Saturday, 9 August 2008

Even more memories of a child

Home school hell

It was horrific, probably bordering on abuse and torture; however, parents do not seem to know any better especially if you are the first or the first of a particular sex.

They all seem to have this notion that their precious pickanniny is a budding genius about to take on the world and become richer than they can ever imagine, taking them into a life of untold opulence in their old age.

How better to achieve that than to encourage the child with a slap and a whip because at 4 he cannot tell the time and he is not already reciting the 13 times table to 99.

I dreaded those lesson times with mother, surely, it could have been done better and that is my beef with home-schooling, neither the rod nor the child was spared.

Learning amongst your peers

My experience reflects on the fact that you cannot gauge the aptitude of a child against its peers if the child is not taught amongst its peers.

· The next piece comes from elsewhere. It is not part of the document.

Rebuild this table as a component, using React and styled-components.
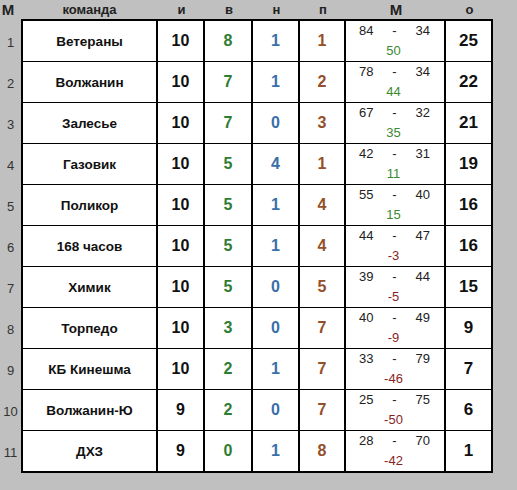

The home lessons might expose the child to aspects of knowledge that could give the child some advantage but it is usually without structure, pace or proper assessment parameters.

For a prematurely born child, there might be some learning difficulties which are never factored into the problems the child might have in development, I was blessed and lucky, but I know others who have suffered needlessly on the premise that they needed to be tutored like mules before they became like men – the whip was the path to the brain.

Army Children’s School

This episode did not last 2 months, as we were soon to move to Jos from Kaduna, it was the Army Children’s School.

The headmistress was a terrifying woman who could easily have been the witch in Hansel and Gretel [Source: Wikipedia], she went around the kids having asked us to stretch our hands out facing downwards.

Anyone that as much as had the whites of a nail showing at the end of their fingers was as bad as a bird of prey with talons so long that they were demonic, she brought her ruler down fiercely on the poor child’s fingers and it wailed with a shrieking caterwaul.

How you would expect a 5 year old to do his nails escapes me, that is the job of the parent and it should be the teachers warning to the parents to do something about it, not the headmistress playing out her sado-masochistic tendencies on hapless little children.

That is how we learnt to bite our nails, not out of nervousness but to prevent the wicked witch from having her rotten way with us – it became a habit and every once in a while, the nail clipper is really in the mouth – what you learn at 6 you probably may not forget for life.

First and last day at school

On the first day at school, no one really told me what it was about, I was taken to school by my mother and aunt with my toddler sister in tow. I was put in a class and told to stay there till they returned to get me.

She returned probably an hour before school closed, when I saw her from afar off, I got all my things and ran out to meet her – the clash of familiarity with the discipline of school – I must have marks somewhere to show.

On the last day of school, my father did not arrive on time so I got on the school bus and sat at back, I could not tell if the bus would get me home or not.

No fuss bus

Just as the bus began to move, my father’s car came up behind us, I did not fuss or clamour, we probably did the rounds of Kaduna before my father was able to flag the bus down and get me off the vehicle – my memory fails me about what happened next.

However, I know that I never fuss about public transport, I would not run to catch anything and if I miss my stop, I patiently wait for the next then make my way back – I try to be alert enough to get off where I should and try to be at stops on time to catch whatever I need to; that is one other thing that has stuck with me from childhood.

I am glad I did not spend much time in that school, I would have been regimented into a sameness that would have robbed me of my precocious disposition, my imagination and the boldness to ask questions – even between the slaps at home school, there was always the opportunity to ask and get answers to “what”, not always for “why”.